## Aim of the exercise
Quote the listing below in full and exactly as written, but omit every picture.

## Data provided
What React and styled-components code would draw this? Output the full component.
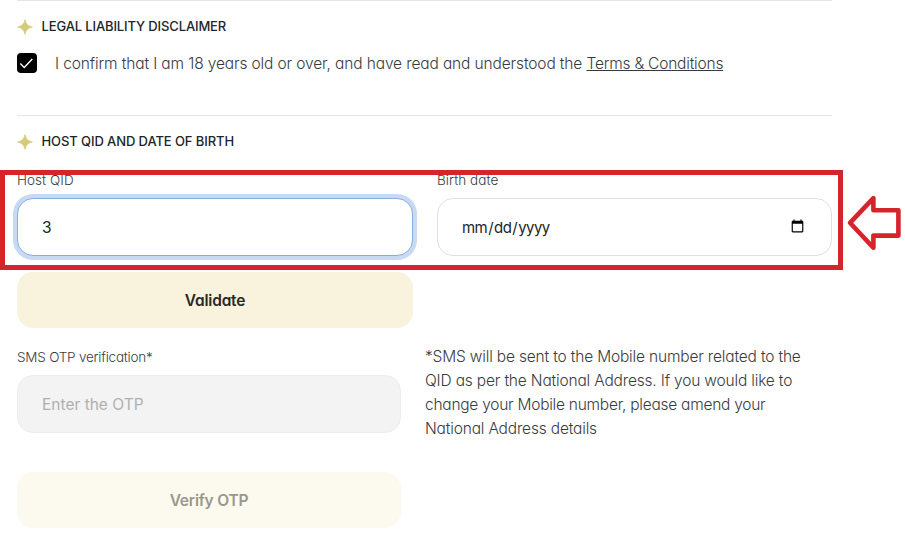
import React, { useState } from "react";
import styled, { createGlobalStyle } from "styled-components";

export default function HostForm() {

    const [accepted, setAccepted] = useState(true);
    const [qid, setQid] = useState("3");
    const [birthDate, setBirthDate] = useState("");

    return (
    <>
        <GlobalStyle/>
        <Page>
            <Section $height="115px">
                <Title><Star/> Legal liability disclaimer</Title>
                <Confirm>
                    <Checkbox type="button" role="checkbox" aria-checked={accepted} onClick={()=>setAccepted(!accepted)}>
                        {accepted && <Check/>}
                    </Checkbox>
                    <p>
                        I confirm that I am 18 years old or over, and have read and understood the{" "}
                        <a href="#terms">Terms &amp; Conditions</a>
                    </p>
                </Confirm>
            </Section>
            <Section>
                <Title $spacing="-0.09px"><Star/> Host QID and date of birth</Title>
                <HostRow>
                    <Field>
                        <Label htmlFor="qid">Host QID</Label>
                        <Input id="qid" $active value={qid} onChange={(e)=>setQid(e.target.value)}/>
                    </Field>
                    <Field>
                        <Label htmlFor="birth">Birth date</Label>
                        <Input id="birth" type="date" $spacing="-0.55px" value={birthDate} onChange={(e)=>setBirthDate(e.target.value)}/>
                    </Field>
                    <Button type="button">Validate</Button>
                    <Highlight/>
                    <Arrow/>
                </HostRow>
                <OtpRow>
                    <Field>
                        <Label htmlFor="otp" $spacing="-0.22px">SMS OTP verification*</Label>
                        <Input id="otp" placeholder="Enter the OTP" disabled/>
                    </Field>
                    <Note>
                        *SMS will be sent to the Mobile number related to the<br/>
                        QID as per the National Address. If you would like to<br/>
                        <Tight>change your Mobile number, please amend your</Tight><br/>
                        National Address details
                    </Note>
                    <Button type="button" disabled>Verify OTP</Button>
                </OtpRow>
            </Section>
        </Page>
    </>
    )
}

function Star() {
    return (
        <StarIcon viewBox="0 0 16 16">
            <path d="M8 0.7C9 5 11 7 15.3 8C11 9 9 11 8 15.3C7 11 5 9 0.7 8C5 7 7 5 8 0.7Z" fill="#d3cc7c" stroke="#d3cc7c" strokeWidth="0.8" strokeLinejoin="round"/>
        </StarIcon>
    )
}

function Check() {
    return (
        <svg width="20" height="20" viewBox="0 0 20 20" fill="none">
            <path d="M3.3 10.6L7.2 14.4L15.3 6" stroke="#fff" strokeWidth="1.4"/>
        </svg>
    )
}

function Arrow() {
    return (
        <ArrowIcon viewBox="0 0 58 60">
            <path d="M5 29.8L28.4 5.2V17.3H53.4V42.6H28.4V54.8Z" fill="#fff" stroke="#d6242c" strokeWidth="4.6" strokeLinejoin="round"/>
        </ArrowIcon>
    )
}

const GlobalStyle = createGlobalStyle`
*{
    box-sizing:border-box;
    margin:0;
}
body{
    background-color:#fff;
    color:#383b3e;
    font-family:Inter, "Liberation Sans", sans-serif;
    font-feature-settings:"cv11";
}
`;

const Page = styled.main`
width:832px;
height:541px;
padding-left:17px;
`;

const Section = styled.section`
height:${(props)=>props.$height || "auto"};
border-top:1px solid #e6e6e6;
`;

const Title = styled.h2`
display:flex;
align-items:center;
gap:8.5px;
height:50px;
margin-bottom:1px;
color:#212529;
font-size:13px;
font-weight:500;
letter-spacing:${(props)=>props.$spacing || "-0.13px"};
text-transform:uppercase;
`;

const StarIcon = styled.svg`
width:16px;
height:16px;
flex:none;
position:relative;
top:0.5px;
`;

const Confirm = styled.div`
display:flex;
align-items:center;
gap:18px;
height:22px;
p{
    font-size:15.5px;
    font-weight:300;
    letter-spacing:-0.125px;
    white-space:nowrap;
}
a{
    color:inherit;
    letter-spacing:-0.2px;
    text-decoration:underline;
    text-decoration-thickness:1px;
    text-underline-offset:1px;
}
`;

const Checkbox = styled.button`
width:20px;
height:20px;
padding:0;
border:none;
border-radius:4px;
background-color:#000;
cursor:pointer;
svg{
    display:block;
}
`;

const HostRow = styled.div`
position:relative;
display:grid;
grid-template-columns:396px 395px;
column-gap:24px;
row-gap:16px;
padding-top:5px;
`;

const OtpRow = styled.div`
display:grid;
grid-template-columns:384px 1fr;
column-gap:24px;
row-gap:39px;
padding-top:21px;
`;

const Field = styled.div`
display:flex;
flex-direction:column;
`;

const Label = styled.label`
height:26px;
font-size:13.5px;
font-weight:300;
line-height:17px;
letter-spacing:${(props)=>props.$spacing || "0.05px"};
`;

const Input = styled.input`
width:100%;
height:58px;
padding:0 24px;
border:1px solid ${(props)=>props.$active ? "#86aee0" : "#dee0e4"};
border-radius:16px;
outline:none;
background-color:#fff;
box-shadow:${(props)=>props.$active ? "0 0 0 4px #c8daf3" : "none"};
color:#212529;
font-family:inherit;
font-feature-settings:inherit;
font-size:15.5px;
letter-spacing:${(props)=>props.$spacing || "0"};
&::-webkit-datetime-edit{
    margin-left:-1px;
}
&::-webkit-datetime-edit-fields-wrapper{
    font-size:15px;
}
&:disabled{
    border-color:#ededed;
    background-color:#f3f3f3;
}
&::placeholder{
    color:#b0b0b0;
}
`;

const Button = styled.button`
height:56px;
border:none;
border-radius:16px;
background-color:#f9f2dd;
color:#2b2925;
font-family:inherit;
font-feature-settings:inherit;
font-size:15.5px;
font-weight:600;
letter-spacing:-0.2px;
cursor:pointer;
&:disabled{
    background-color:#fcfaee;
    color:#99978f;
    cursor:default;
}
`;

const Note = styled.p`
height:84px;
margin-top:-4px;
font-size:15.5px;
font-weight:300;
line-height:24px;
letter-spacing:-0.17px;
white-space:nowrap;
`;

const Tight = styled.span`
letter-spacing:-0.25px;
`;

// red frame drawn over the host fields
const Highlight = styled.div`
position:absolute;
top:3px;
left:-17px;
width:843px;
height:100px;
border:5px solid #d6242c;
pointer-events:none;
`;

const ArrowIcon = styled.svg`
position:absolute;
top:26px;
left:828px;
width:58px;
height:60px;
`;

## Written reply
What React and styled-components code would draw this? Output the full component.
import React, { useState } from "react";
import styled, { createGlobalStyle } from "styled-components";

export default function HostForm() {

    const [accepted, setAccepted] = useState(true);
    const [qid, setQid] = useState("3");
    const [birthDate, setBirthDate] = useState("");

    return (
    <>
        <GlobalStyle/>
        <Page>
            <Section $height="115px">
                <Title><Star/> Legal liability disclaimer</Title>
                <Confirm>
                    <Checkbox type="button" role="checkbox" aria-checked={accepted} onClick={()=>setAccepted(!accepted)}>
                        {accepted && <Check/>}
                    </Checkbox>
                    <p>
                        I confirm that I am 18 years old or over, and have read and understood the{" "}
                        <a href="#terms">Terms &amp; Conditions</a>
                    </p>
                </Confirm>
            </Section>
            <Section>
                <Title $spacing="-0.09px"><Star/> Host QID and date of birth</Title>
                <HostRow>
                    <Field>
                        <Label htmlFor="qid">Host QID</Label>
                        <Input id="qid" $active value={qid} onChange={(e)=>setQid(e.target.value)}/>
                    </Field>
                    <Field>
                        <Label htmlFor="birth">Birth date</Label>
                        <Input id="birth" type="date" $spacing="-0.55px" value={birthDate} onChange={(e)=>setBirthDate(e.target.value)}/>
                    </Field>
                    <Button type="button">Validate</Button>
                    <Highlight/>
                    <Arrow/>
                </HostRow>
                <OtpRow>
                    <Field>
                        <Label htmlFor="otp" $spacing="-0.22px">SMS OTP verification*</Label>
                        <Input id="otp" placeholder="Enter the OTP" disabled/>
                    </Field>
                    <Note>
                        *SMS will be sent to the Mobile number related to the<br/>
                        QID as per the National Address. If you would like to<br/>
                        <Tight>change your Mobile number, please amend your</Tight><br/>
                        National Address details
                    </Note>
                    <Button type="button" disabled>Verify OTP</Button>
                </OtpRow>
            </Section>
        </Page>
    </>
    )
}

function Star() {
    return (
        <StarIcon viewBox="0 0 16 16">
            <path d="M8 0.7C9 5 11 7 15.3 8C11 9 9 11 8 15.3C7 11 5 9 0.7 8C5 7 7 5 8 0.7Z" fill="#d3cc7c" stroke="#d3cc7c" strokeWidth="0.8" strokeLinejoin="round"/>
        </StarIcon>
    )
}

function Check() {
    return (
        <svg width="20" height="20" viewBox="0 0 20 20" fill="none">
            <path d="M3.3 10.6L7.2 14.4L15.3 6" stroke="#fff" strokeWidth="1.4"/>
        </svg>
    )
}

function Arrow() {
    return (
        <ArrowIcon viewBox="0 0 58 60">
            <path d="M5 29.8L28.4 5.2V17.3H53.4V42.6H28.4V54.8Z" fill="#fff" stroke="#d6242c" strokeWidth="4.6" strokeLinejoin="round"/>
        </ArrowIcon>
    )
}

const GlobalStyle = createGlobalStyle`
*{
    box-sizing:border-box;
    margin:0;
}
body{
    background-color:#fff;
    color:#383b3e;
    font-family:Inter, "Liberation Sans", sans-serif;
    font-feature-settings:"cv11";
}
`;

const Page = styled.main`
width:832px;
height:541px;
padding-left:17px;
`;

const Section = styled.section`
height:${(props)=>props.$height || "auto"};
border-top:1px solid #e6e6e6;
`;

const Title = styled.h2`
display:flex;
align-items:center;
gap:8.5px;
height:50px;
margin-bottom:1px;
color:#212529;
font-size:13px;
font-weight:500;
letter-spacing:${(props)=>props.$spacing || "-0.13px"};
text-transform:uppercase;
`;

const StarIcon = styled.svg`
width:16px;
height:16px;
flex:none;
position:relative;
top:0.5px;
`;

const Confirm = styled.div`
display:flex;
align-items:center;
gap:18px;
height:22px;
p{
    font-size:15.5px;
    font-weight:300;
    letter-spacing:-0.125px;
    white-space:nowrap;
}
a{
    color:inherit;
    letter-spacing:-0.2px;
    text-decoration:underline;
    text-decoration-thickness:1px;
    text-underline-offset:1px;
}
`;

const Checkbox = styled.button`
width:20px;
height:20px;
padding:0;
border:none;
border-radius:4px;
background-color:#000;
cursor:pointer;
svg{
    display:block;
}
`;

const HostRow = styled.div`
position:relative;
display:grid;
grid-template-columns:396px 395px;
column-gap:24px;
row-gap:16px;
padding-top:5px;
`;

const OtpRow = styled.div`
display:grid;
grid-template-columns:384px 1fr;
column-gap:24px;
row-gap:39px;
padding-top:21px;
`;

const Field = styled.div`
display:flex;
flex-direction:column;
`;

const Label = styled.label`
height:26px;
font-size:13.5px;
font-weight:300;
line-height:17px;
letter-spacing:${(props)=>props.$spacing || "0.05px"};
`;

const Input = styled.input`
width:100%;
height:58px;
padding:0 24px;
border:1px solid ${(props)=>props.$active ? "#86aee0" : "#dee0e4"};
border-radius:16px;
outline:none;
background-color:#fff;
box-shadow:${(props)=>props.$active ? "0 0 0 4px #c8daf3" : "none"};
color:#212529;
font-family:inherit;
font-feature-settings:inherit;
font-size:15.5px;
letter-spacing:${(props)=>props.$spacing || "0"};
&::-webkit-datetime-edit{
    margin-left:-1px;
}
&::-webkit-datetime-edit-fields-wrapper{
    font-size:15px;
}
&:disabled{
    border-color:#ededed;
    background-color:#f3f3f3;
}
&::placeholder{
    color:#b0b0b0;
}
`;

const Button = styled.button`
height:56px;
border:none;
border-radius:16px;
background-color:#f9f2dd;
color:#2b2925;
font-family:inherit;
font-feature-settings:inherit;
font-size:15.5px;
font-weight:600;
letter-spacing:-0.2px;
cursor:pointer;
&:disabled{
    background-color:#fcfaee;
    color:#99978f;
    cursor:default;
}
`;

const Note = styled.p`
height:84px;
margin-top:-4px;
font-size:15.5px;
font-weight:300;
line-height:24px;
letter-spacing:-0.17px;
white-space:nowrap;
`;

const Tight = styled.span`
letter-spacing:-0.25px;
`;

// red frame drawn over the host fields
const Highlight = styled.div`
position:absolute;
top:3px;
left:-17px;
width:843px;
height:100px;
border:5px solid #d6242c;
pointer-events:none;
`;

const ArrowIcon = styled.svg`
position:absolute;
top:26px;
left:828px;
width:58px;
height:60px;
`;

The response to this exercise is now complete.